Além disso, o fato de os deputados do Partido do Movimento Democrático Brasileiro (PMDB), principal aliado do governo, se mostrarem impossibilitados de escolher entre Rousseff e Neves, diz muito sobre as ambiguidades e incertezas do momento.

De um ponto de vista estatístico, a presidente atual está confortavelmente à frente com 41,6% dos votos, mas registra uma perda de 5 pontos em relação ao primeiro turno de 2010. É uma queda amortecida pelo desempenho elevado obtido no Nordeste do país, sobretudo nas pequenas cidades, principais beneficiárias de programas sociais criados pelo PT como o Bolsa Família.

No plano nacional, o partido passou de 83 para 47 deputados, seu pior resultado desde a chegada de Lula ao poder em 2002. No entanto, a coalizão governamental continua amplamente majoritária no Congresso com duas vezes mais cadeiras do que o PSDB.

Outro detalhe significativo é o enfraquecimento do voto religioso. Com 53 deputados, divididos em 17 partidos, a Frente Parlamentar Evangélica perdeu 17 cadeiras. De um em cada sete representantes no Parlamento, esse poderoso grupo de interesses agora só conta com um em cada dez. Em compensação, a chamada bancada ruralista, composta por grandes proprietários de terras, aparece como a grande vencedora.

Com um aumento de 33%, ela agora detém a maioria absoluta das cadeiras do Parlamento (257 representantes dentre 513). É o suficiente para entravar uma eventual reforma agrária, desejada por Marina e incluída nos últimos dias no programa de Neves.

Uma revolta social esquecida

Uma polarização exacerbada e uma onda conservadora: a reconfiguração entre os grandes partidos embaralhou as alianças brasileiras. Mas o primeiro turno ensinou que se deve olhar para seus pontos inexplorados e seus silêncios.

No último ano, nunca se falou tão pouco sobre as manifestações de junho de 2013, ignorando-se a esse ponto as reivindicações feitas em alto e bom som durante longas semanas em todas as cidades do país.

Os clamores por mudanças tiveram pouquíssimo eco nas urnas. Para o analista político Carlos Melo, nenhum dos principais candidatos formulou claramente qualquer exigência que tenha surgido durante as manifestações. É verdade que Marina, a única candidata a ter saído ilesa da revolta de 2013, propunha uma "nova política", mas sem dar maiores especificações.

"O povo revelou uma crise de representatividade e Marina entendeu isso, mas ela não explicou como faria uma reforma política", explica o especialista.

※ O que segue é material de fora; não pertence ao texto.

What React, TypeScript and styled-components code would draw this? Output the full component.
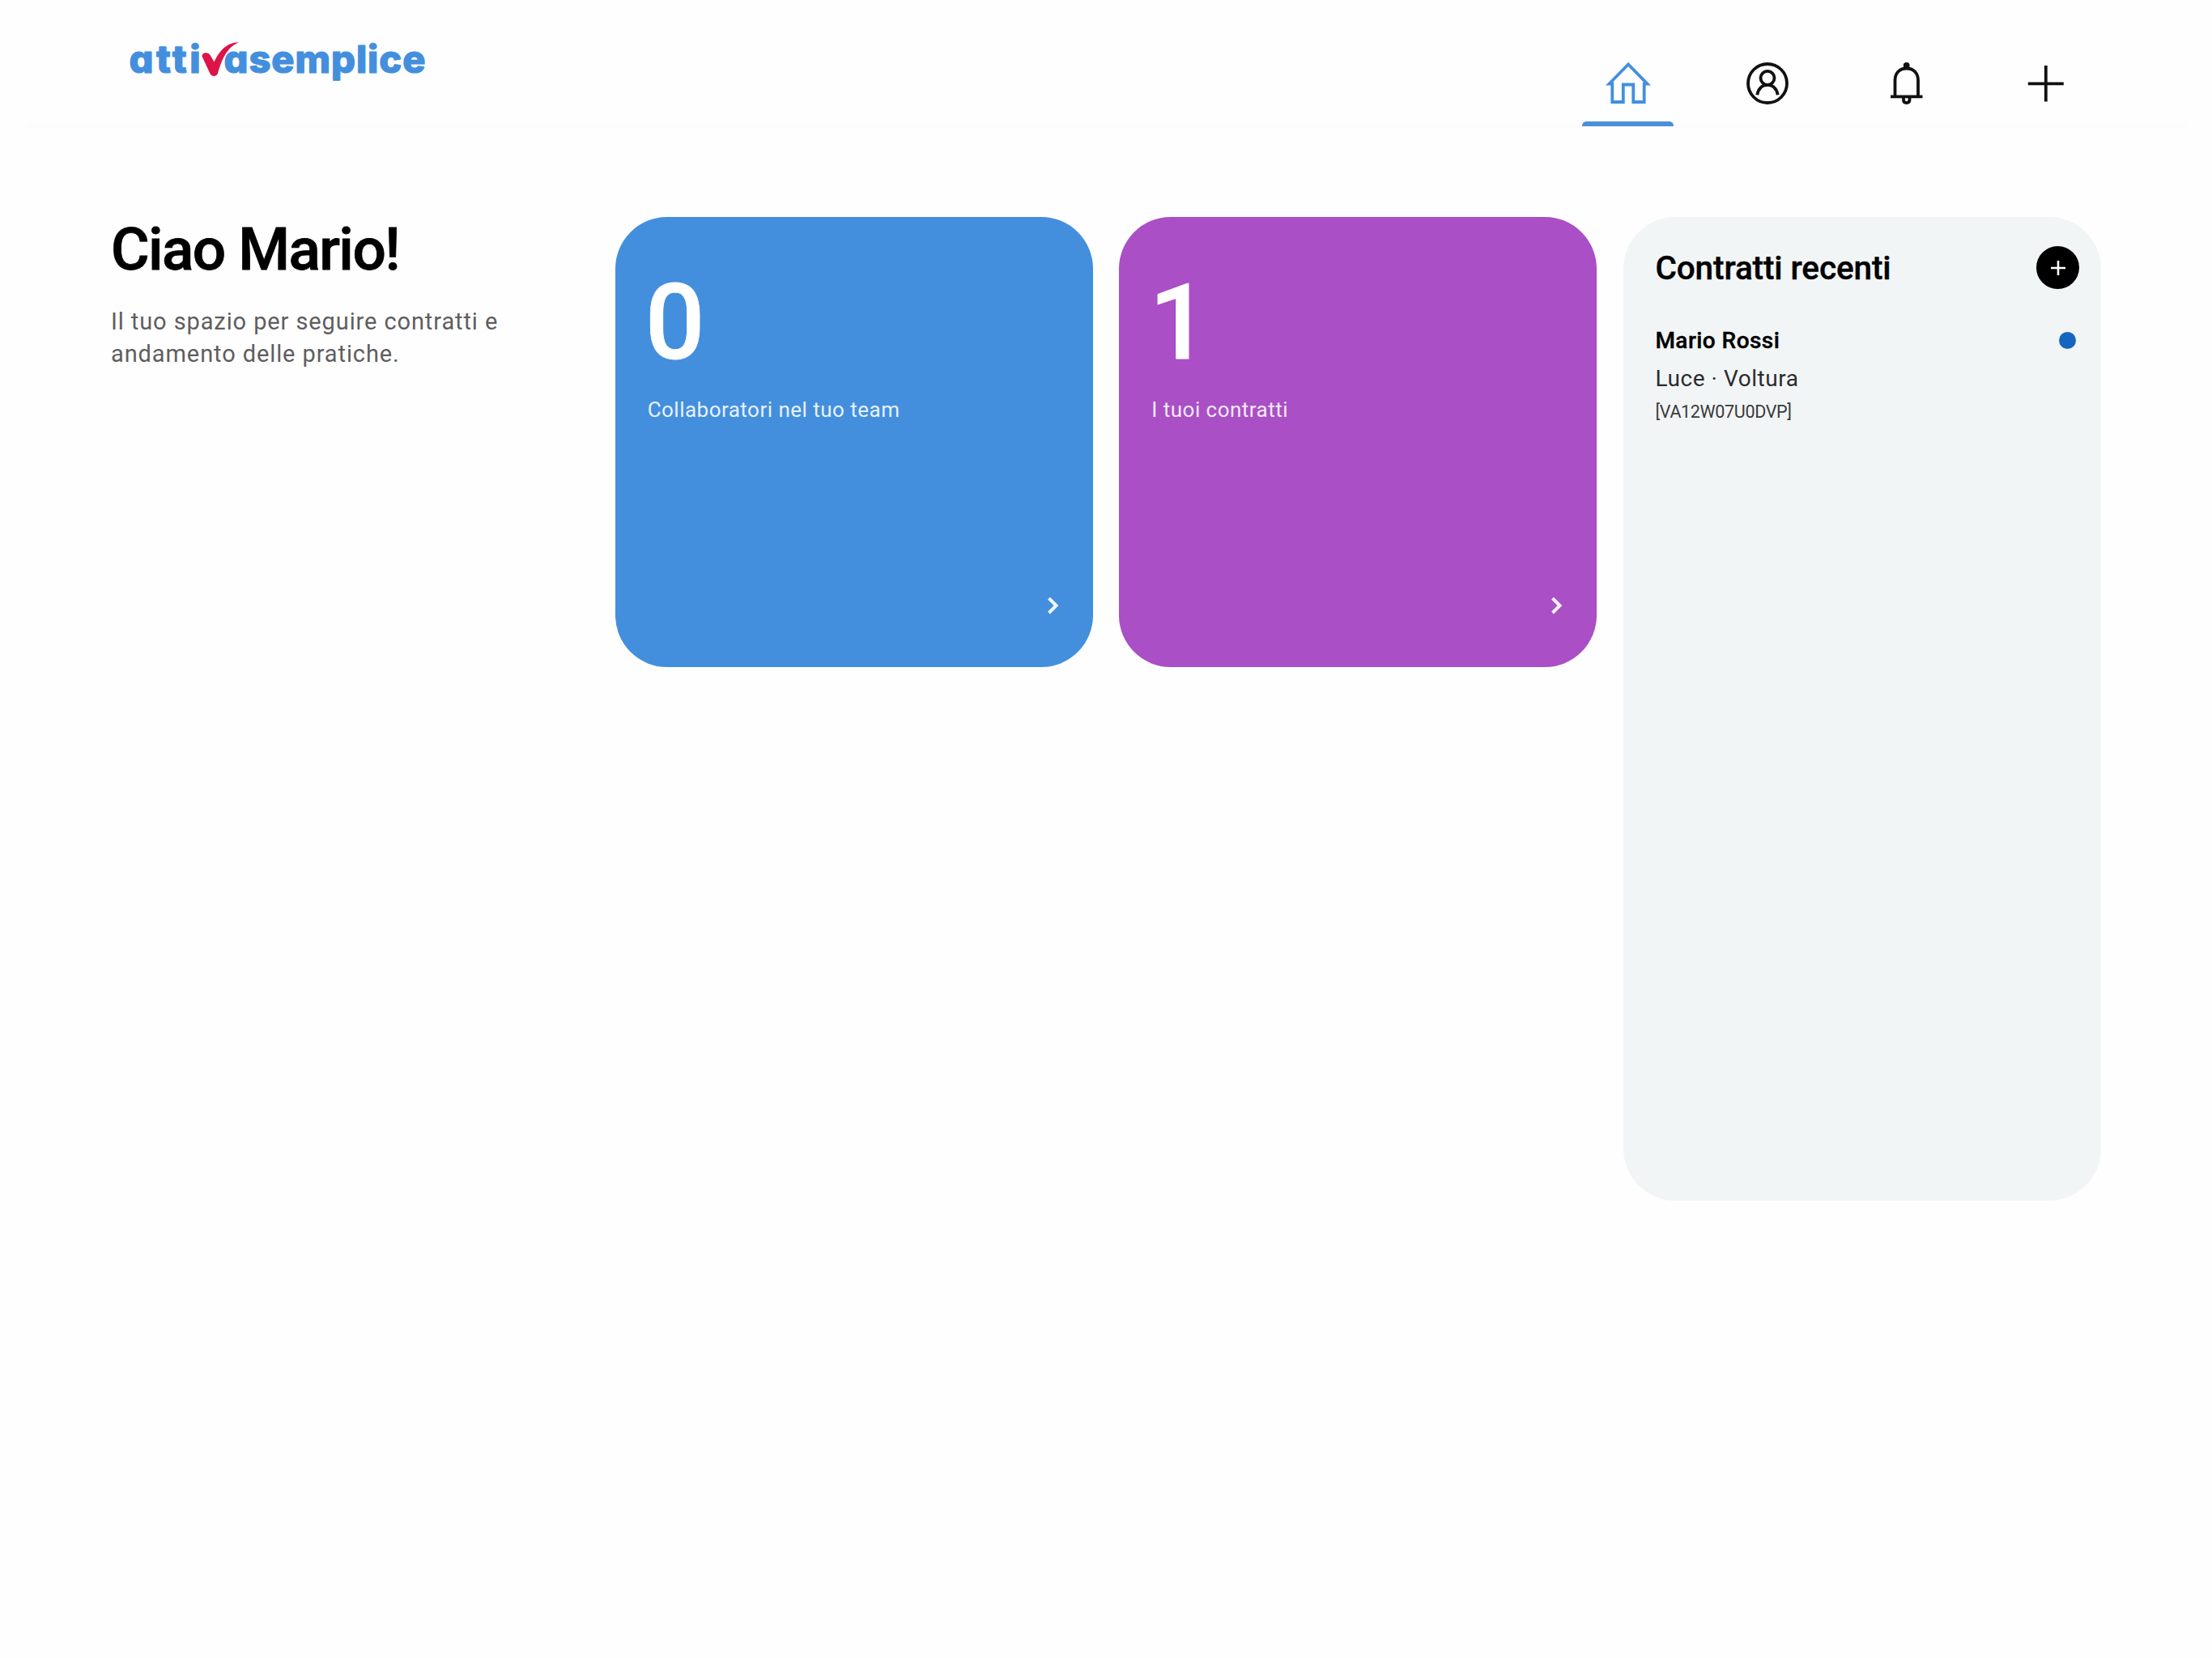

Dos 25 projetos formulados pelas autoridades de Brasília para atender às reivindicações dos movimentos de junho, somente 7 foram votados pelo legislativo. É pouco, para os 70% da população que exprimem um desejo de mudança, segundo as pesquisas de opinião.

Para André Singer, professor da Universidade de São Paulo, essa eleição poderá ser uma espécie de "segunda rodada" das manifestações, a oportunidade para as forças políticas disputarem os eleitores mais escolarizados e os de baixa renda, para quem junho marcou uma "entrada" na política: "Estes poderão ir para a esquerda, direita ou centro", ele ressalta.

"É essa indefinição que se manifesta hoje."

E aqui estamos. Durante o primeiro turno, 29,03% dos eleitores não optaram por nenhum dos candidatos. Quase 3,85% votaram em branco, 5,78% votaram nulo e houve 19,40% de abstenções. Esse total é o mais elevado desde 1998, considerando ainda que o país conta hoje com nada menos que 32 partidos políticos.

É sinal de que essa eleição será definida pelo grau de indefinição e pela rejeição aos candidatos, como explica o analista político Antonio Lavareda. É o suficiente para preocupar os dois candidatos. Apesar do silêncio das ruas.